In Beyond Good and Evil and On Truth and Lies in a Nonmoral Sense, he writes: “It is no more than a moral prejudice that truth is worth more than appearance... what then is truth? A mobile army of metaphors... illusions which we have forgotten are illusions.”⁵ The artist’s task, then, is not to expose truths but to create illusions lucidly, and to resist the seduction of turning them into idols.

Nietzsche’s Critique of Redemptive Art

Far from offering a naïve glorification of art, Nietzsche provides a subtle and double-edged vision. Art can affirm life at its most tragic—but only if it resists the temptation to offer metaphysical consolation. The danger is always present: that art becomes a new religion, its creators new priests.

True art, in the Nietzschean sense, intensifies life without denying its chaos or seeking salvation. It reveals the contingency and beauty of form, the dignity of appearance, the power of style. It enables us to live, not because it reveals the truth, but because it teaches us how to dance with illusion.

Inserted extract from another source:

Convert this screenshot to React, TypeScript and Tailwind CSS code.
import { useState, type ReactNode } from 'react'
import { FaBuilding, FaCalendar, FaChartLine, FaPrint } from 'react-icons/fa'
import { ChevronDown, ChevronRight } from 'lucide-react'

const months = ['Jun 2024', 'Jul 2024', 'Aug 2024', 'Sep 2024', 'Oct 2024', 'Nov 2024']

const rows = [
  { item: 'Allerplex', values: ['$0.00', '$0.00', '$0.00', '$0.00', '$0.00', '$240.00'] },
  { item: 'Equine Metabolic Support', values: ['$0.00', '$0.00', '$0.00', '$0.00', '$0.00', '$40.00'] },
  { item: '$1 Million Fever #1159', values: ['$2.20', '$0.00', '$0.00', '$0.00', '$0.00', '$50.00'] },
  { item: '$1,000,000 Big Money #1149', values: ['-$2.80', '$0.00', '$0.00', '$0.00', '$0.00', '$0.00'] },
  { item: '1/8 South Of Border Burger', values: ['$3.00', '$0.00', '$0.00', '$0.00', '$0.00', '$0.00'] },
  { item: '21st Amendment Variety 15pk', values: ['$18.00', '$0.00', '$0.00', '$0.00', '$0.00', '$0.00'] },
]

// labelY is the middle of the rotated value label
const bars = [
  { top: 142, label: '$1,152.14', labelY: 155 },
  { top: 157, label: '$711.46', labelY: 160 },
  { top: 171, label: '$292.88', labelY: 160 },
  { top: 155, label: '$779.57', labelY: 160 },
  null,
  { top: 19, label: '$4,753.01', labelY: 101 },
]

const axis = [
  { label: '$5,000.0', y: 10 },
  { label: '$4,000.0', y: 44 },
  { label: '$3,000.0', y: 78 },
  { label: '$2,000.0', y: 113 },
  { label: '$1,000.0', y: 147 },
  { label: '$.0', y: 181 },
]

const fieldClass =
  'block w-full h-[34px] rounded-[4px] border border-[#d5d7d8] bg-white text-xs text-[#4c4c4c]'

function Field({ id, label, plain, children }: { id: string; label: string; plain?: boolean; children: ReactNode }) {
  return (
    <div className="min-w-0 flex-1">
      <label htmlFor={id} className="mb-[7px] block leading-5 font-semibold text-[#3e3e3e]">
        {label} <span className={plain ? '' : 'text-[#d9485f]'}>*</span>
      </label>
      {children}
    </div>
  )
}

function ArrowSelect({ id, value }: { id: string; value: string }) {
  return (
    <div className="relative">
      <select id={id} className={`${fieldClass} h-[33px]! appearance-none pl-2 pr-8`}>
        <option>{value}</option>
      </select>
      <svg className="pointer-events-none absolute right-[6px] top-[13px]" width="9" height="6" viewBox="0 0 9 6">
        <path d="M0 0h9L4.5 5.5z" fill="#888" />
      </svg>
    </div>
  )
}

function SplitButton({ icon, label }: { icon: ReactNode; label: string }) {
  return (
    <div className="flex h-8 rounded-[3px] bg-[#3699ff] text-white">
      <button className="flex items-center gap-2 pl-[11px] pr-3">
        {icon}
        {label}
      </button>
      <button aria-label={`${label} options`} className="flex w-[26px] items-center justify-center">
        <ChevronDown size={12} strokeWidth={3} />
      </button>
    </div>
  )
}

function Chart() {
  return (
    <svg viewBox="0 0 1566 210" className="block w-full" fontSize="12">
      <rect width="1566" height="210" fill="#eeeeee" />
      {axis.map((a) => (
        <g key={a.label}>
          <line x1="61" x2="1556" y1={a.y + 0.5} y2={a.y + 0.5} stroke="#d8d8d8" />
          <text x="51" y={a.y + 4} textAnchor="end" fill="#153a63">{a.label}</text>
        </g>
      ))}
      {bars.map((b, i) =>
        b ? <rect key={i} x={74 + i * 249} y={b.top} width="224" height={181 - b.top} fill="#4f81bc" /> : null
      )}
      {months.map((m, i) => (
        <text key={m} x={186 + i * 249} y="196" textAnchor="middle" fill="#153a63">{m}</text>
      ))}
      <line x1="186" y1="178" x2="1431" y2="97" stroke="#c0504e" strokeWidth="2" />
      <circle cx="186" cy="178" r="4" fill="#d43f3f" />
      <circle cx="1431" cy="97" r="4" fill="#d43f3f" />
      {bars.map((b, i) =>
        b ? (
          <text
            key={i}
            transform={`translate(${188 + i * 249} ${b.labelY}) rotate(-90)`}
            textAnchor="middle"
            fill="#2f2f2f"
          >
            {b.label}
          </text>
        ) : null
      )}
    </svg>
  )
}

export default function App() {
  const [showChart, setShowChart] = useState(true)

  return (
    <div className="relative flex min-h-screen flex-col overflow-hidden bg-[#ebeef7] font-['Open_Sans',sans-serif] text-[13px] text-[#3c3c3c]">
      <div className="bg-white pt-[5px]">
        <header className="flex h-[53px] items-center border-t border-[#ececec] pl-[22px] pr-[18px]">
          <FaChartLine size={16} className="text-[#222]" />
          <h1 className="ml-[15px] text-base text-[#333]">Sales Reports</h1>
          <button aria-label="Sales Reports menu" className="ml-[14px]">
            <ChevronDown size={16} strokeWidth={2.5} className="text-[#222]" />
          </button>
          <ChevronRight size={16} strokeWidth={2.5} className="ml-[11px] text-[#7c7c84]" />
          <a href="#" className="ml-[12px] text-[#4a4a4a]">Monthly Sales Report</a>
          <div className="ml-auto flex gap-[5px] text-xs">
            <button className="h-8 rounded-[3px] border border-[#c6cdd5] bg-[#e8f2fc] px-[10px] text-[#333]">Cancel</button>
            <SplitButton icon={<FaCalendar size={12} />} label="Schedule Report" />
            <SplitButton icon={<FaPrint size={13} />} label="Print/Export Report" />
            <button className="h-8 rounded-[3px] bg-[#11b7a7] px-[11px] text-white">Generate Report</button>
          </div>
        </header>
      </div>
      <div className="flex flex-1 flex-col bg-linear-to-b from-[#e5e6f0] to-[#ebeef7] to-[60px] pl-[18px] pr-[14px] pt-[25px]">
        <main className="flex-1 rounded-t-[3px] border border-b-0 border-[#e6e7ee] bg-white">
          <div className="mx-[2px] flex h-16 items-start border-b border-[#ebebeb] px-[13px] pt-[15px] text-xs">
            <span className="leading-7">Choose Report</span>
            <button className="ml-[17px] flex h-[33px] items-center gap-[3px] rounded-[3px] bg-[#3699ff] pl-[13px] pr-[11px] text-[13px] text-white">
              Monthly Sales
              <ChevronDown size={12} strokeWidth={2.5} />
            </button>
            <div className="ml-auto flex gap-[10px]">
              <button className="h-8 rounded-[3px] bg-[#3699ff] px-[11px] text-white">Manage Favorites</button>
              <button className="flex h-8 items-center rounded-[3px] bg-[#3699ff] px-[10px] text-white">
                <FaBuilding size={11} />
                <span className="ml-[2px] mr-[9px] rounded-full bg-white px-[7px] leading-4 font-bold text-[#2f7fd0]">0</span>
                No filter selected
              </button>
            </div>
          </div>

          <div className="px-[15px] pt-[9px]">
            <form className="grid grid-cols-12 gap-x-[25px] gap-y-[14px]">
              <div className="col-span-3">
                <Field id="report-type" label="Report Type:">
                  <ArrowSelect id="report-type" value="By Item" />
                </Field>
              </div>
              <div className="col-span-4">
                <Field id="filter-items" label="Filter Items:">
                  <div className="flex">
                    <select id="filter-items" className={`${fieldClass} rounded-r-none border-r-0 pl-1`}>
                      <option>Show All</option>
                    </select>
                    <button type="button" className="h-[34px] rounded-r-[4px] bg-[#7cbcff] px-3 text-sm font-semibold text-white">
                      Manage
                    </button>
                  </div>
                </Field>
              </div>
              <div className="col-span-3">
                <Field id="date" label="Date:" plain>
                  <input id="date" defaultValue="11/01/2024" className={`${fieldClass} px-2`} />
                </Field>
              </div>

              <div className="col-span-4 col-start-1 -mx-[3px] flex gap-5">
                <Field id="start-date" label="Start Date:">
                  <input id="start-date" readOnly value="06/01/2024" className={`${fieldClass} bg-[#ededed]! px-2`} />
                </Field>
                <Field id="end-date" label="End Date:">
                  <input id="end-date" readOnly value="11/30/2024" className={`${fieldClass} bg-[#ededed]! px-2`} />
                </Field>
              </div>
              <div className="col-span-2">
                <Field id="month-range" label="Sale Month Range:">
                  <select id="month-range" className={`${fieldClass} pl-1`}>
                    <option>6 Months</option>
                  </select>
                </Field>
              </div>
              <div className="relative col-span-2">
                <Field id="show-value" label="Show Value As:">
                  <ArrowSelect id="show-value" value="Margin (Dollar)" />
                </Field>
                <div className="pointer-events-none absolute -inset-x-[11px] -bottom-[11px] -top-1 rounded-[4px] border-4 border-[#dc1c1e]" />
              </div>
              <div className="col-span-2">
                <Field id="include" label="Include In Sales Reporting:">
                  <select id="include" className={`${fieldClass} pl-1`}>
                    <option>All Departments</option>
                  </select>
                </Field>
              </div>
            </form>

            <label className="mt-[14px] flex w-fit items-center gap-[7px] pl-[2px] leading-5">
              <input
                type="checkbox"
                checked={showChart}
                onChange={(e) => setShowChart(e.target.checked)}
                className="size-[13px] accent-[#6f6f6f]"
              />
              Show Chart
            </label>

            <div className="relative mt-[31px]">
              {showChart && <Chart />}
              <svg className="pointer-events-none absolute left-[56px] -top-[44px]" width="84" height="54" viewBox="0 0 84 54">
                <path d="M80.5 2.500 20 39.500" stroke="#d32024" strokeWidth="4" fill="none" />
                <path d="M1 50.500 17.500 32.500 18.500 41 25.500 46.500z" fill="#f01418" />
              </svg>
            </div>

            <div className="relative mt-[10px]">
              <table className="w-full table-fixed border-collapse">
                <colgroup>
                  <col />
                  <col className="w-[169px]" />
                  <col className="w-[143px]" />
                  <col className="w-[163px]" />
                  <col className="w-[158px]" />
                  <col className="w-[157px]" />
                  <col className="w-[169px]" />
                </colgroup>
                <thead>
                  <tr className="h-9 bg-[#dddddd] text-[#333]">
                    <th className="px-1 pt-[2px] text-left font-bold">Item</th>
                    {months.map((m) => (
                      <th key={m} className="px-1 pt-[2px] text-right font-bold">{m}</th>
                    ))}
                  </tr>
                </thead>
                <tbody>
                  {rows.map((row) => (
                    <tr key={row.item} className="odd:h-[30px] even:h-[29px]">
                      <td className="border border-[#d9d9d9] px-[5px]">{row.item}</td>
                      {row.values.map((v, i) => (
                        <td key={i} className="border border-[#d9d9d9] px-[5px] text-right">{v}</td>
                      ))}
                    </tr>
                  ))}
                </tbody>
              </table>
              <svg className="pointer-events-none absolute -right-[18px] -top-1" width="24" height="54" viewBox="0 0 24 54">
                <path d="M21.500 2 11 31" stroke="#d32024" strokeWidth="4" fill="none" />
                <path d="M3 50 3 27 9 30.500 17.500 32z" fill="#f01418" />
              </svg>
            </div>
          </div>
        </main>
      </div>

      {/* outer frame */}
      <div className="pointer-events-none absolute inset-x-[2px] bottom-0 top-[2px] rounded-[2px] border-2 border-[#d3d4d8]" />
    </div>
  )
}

As he writes in Thus Spoke Zarathustra: “I would believe only in a god who could dance.”⁶

Bibliography

  1. Nietzsche, Friedrich. The Birth of Tragedy, trans. Walter Kaufmann. New York: Vintage, 1967.
  2. Nietzsche, Friedrich. Twilight of the Idols, trans. R.J. Hollingdale. London: Penguin Classics, 2003.
  3. Nietzsche, Friedrich. The Gay Science, trans. Walter Kaufmann. New York: Vintage, 1974.
  4. Nietzsche, Friedrich. Ecce Homo, trans. Walter Kaufmann. New York: Vintage, 1969.
  5. Nietzsche, Friedrich. Beyond Good and Evil, trans. Walter Kaufmann. New York: Vintage, 1966. — Nietzsche, Friedrich. On Truth and Lies in a Nonmoral Sense, in The Portable Nietzsche, edited and translated by Walter Kaufmann. New York: Viking Press, 1954.
  6. Nietzsche, Friedrich. Thus Spoke Zarathustra, trans. Walter Kaufmann. New York: Penguin, 1978.